### Short problem
Write the data out again exactly, dropping any images it holds.
━━━━━━━━
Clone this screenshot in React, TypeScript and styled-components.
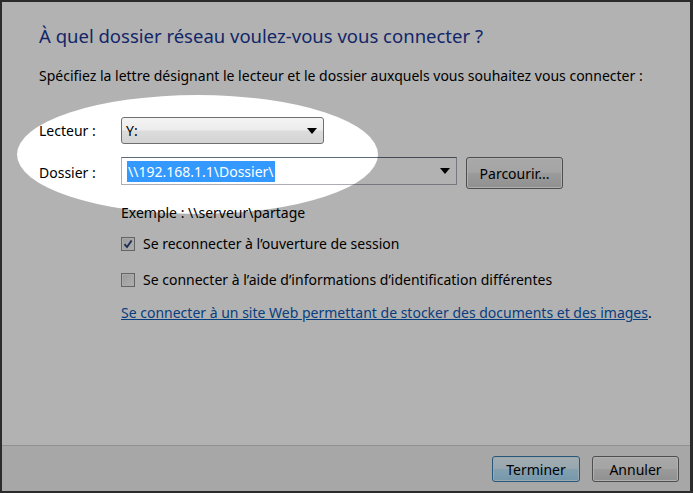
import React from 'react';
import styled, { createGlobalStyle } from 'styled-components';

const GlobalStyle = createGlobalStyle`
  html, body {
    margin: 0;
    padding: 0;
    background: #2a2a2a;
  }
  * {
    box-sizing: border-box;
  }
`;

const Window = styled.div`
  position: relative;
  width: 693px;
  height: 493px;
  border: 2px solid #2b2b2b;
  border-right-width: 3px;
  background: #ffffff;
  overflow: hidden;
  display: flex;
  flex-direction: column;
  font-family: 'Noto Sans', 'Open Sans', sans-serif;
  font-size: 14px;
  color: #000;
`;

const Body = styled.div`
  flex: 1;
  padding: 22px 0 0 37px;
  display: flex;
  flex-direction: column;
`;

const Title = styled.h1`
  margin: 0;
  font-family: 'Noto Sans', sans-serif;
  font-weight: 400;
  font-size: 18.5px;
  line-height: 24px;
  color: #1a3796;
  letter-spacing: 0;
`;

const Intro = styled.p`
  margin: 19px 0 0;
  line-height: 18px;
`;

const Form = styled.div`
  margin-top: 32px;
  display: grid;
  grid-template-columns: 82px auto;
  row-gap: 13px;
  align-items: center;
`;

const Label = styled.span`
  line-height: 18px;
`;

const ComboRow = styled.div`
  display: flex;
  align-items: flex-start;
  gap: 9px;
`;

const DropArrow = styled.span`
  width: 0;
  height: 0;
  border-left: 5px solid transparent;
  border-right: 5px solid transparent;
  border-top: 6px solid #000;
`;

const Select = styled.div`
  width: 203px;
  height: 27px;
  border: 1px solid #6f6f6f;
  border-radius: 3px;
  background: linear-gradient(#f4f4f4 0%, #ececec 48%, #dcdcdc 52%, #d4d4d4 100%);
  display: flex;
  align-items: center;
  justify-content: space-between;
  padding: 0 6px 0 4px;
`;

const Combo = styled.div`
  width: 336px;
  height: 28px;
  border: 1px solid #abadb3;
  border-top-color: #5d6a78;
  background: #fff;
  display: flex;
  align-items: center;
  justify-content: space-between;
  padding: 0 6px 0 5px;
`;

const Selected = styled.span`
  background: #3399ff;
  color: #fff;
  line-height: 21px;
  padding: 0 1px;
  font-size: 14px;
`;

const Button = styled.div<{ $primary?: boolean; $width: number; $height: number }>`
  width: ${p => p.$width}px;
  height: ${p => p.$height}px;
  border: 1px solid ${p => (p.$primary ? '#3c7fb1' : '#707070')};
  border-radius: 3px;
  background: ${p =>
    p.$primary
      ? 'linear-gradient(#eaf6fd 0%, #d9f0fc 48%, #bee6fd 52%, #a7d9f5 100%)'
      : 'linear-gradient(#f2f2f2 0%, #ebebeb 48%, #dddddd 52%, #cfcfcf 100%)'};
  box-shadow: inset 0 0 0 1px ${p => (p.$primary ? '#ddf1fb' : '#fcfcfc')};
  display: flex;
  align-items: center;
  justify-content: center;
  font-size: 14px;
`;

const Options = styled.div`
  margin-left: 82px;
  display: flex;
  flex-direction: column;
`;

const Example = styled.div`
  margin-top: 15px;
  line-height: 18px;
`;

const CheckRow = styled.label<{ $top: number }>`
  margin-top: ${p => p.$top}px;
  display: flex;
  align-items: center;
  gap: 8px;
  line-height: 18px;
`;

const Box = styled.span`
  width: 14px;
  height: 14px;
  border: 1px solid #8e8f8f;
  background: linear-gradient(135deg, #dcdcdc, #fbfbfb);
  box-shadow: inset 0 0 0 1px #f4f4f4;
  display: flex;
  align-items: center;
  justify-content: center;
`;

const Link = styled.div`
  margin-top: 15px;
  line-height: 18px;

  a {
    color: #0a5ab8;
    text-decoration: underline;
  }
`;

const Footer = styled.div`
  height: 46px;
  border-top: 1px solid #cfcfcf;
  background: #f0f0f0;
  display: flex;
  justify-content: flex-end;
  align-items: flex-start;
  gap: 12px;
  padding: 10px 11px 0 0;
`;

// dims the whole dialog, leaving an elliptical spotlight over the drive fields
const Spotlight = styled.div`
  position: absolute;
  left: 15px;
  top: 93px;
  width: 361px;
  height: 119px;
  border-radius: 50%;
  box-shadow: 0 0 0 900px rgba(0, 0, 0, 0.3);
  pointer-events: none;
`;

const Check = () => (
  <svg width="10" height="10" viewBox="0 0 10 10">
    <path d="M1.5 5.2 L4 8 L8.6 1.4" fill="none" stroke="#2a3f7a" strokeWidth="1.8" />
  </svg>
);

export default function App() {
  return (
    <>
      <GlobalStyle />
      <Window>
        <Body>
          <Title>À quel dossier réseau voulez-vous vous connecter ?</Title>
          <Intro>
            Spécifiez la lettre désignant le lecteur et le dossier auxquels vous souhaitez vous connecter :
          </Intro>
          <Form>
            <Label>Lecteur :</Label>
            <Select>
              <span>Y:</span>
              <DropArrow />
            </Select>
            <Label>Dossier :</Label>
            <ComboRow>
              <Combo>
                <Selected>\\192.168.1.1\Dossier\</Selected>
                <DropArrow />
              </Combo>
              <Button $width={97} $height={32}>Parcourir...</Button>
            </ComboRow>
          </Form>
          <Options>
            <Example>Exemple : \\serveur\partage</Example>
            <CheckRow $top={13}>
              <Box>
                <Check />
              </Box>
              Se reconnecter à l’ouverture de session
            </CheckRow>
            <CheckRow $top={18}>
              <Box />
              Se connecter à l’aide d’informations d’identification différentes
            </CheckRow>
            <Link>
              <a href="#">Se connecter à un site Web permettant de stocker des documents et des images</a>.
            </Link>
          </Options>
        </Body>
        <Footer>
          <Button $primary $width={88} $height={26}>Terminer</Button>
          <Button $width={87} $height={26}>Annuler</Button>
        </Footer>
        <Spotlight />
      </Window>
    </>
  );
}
━━━━━━━━
### Completed task
Clone this screenshot in React, TypeScript and styled-components.
import React from 'react';
import styled, { createGlobalStyle } from 'styled-components';

const GlobalStyle = createGlobalStyle`
  html, body {
    margin: 0;
    padding: 0;
    background: #2a2a2a;
  }
  * {
    box-sizing: border-box;
  }
`;

const Window = styled.div`
  position: relative;
  width: 693px;
  height: 493px;
  border: 2px solid #2b2b2b;
  border-right-width: 3px;
  background: #ffffff;
  overflow: hidden;
  display: flex;
  flex-direction: column;
  font-family: 'Noto Sans', 'Open Sans', sans-serif;
  font-size: 14px;
  color: #000;
`;

const Body = styled.div`
  flex: 1;
  padding: 22px 0 0 37px;
  display: flex;
  flex-direction: column;
`;

const Title = styled.h1`
  margin: 0;
  font-family: 'Noto Sans', sans-serif;
  font-weight: 400;
  font-size: 18.5px;
  line-height: 24px;
  color: #1a3796;
  letter-spacing: 0;
`;

const Intro = styled.p`
  margin: 19px 0 0;
  line-height: 18px;
`;

const Form = styled.div`
  margin-top: 32px;
  display: grid;
  grid-template-columns: 82px auto;
  row-gap: 13px;
  align-items: center;
`;

const Label = styled.span`
  line-height: 18px;
`;

const ComboRow = styled.div`
  display: flex;
  align-items: flex-start;
  gap: 9px;
`;

const DropArrow = styled.span`
  width: 0;
  height: 0;
  border-left: 5px solid transparent;
  border-right: 5px solid transparent;
  border-top: 6px solid #000;
`;

const Select = styled.div`
  width: 203px;
  height: 27px;
  border: 1px solid #6f6f6f;
  border-radius: 3px;
  background: linear-gradient(#f4f4f4 0%, #ececec 48%, #dcdcdc 52%, #d4d4d4 100%);
  display: flex;
  align-items: center;
  justify-content: space-between;
  padding: 0 6px 0 4px;
`;

const Combo = styled.div`
  width: 336px;
  height: 28px;
  border: 1px solid #abadb3;
  border-top-color: #5d6a78;
  background: #fff;
  display: flex;
  align-items: center;
  justify-content: space-between;
  padding: 0 6px 0 5px;
`;

const Selected = styled.span`
  background: #3399ff;
  color: #fff;
  line-height: 21px;
  padding: 0 1px;
  font-size: 14px;
`;

const Button = styled.div<{ $primary?: boolean; $width: number; $height: number }>`
  width: ${p => p.$width}px;
  height: ${p => p.$height}px;
  border: 1px solid ${p => (p.$primary ? '#3c7fb1' : '#707070')};
  border-radius: 3px;
  background: ${p =>
    p.$primary
      ? 'linear-gradient(#eaf6fd 0%, #d9f0fc 48%, #bee6fd 52%, #a7d9f5 100%)'
      : 'linear-gradient(#f2f2f2 0%, #ebebeb 48%, #dddddd 52%, #cfcfcf 100%)'};
  box-shadow: inset 0 0 0 1px ${p => (p.$primary ? '#ddf1fb' : '#fcfcfc')};
  display: flex;
  align-items: center;
  justify-content: center;
  font-size: 14px;
`;

const Options = styled.div`
  margin-left: 82px;
  display: flex;
  flex-direction: column;
`;

const Example = styled.div`
  margin-top: 15px;
  line-height: 18px;
`;

const CheckRow = styled.label<{ $top: number }>`
  margin-top: ${p => p.$top}px;
  display: flex;
  align-items: center;
  gap: 8px;
  line-height: 18px;
`;

const Box = styled.span`
  width: 14px;
  height: 14px;
  border: 1px solid #8e8f8f;
  background: linear-gradient(135deg, #dcdcdc, #fbfbfb);
  box-shadow: inset 0 0 0 1px #f4f4f4;
  display: flex;
  align-items: center;
  justify-content: center;
`;

const Link = styled.div`
  margin-top: 15px;
  line-height: 18px;

  a {
    color: #0a5ab8;
    text-decoration: underline;
  }
`;

const Footer = styled.div`
  height: 46px;
  border-top: 1px solid #cfcfcf;
  background: #f0f0f0;
  display: flex;
  justify-content: flex-end;
  align-items: flex-start;
  gap: 12px;
  padding: 10px 11px 0 0;
`;

// dims the whole dialog, leaving an elliptical spotlight over the drive fields
const Spotlight = styled.div`
  position: absolute;
  left: 15px;
  top: 93px;
  width: 361px;
  height: 119px;
  border-radius: 50%;
  box-shadow: 0 0 0 900px rgba(0, 0, 0, 0.3);
  pointer-events: none;
`;

const Check = () => (
  <svg width="10" height="10" viewBox="0 0 10 10">
    <path d="M1.5 5.2 L4 8 L8.6 1.4" fill="none" stroke="#2a3f7a" strokeWidth="1.8" />
  </svg>
);

export default function App() {
  return (
    <>
      <GlobalStyle />
      <Window>
        <Body>
          <Title>À quel dossier réseau voulez-vous vous connecter ?</Title>
          <Intro>
            Spécifiez la lettre désignant le lecteur et le dossier auxquels vous souhaitez vous connecter :
          </Intro>
          <Form>
            <Label>Lecteur :</Label>
            <Select>
              <span>Y:</span>
              <DropArrow />
            </Select>
            <Label>Dossier :</Label>
            <ComboRow>
              <Combo>
                <Selected>\\192.168.1.1\Dossier\</Selected>
                <DropArrow />
              </Combo>
              <Button $width={97} $height={32}>Parcourir...</Button>
            </ComboRow>
          </Form>
          <Options>
            <Example>Exemple : \\serveur\partage</Example>
            <CheckRow $top={13}>
              <Box>
                <Check />
              </Box>
              Se reconnecter à l’ouverture de session
            </CheckRow>
            <CheckRow $top={18}>
              <Box />
              Se connecter à l’aide d’informations d’identification différentes
            </CheckRow>
            <Link>
              <a href="#">Se connecter à un site Web permettant de stocker des documents et des images</a>.
            </Link>
          </Options>
        </Body>
        <Footer>
          <Button $primary $width={88} $height={26}>Terminer</Button>
          <Button $width={87} $height={26}>Annuler</Button>
        </Footer>
        <Spotlight />
      </Window>
    </>
  );
}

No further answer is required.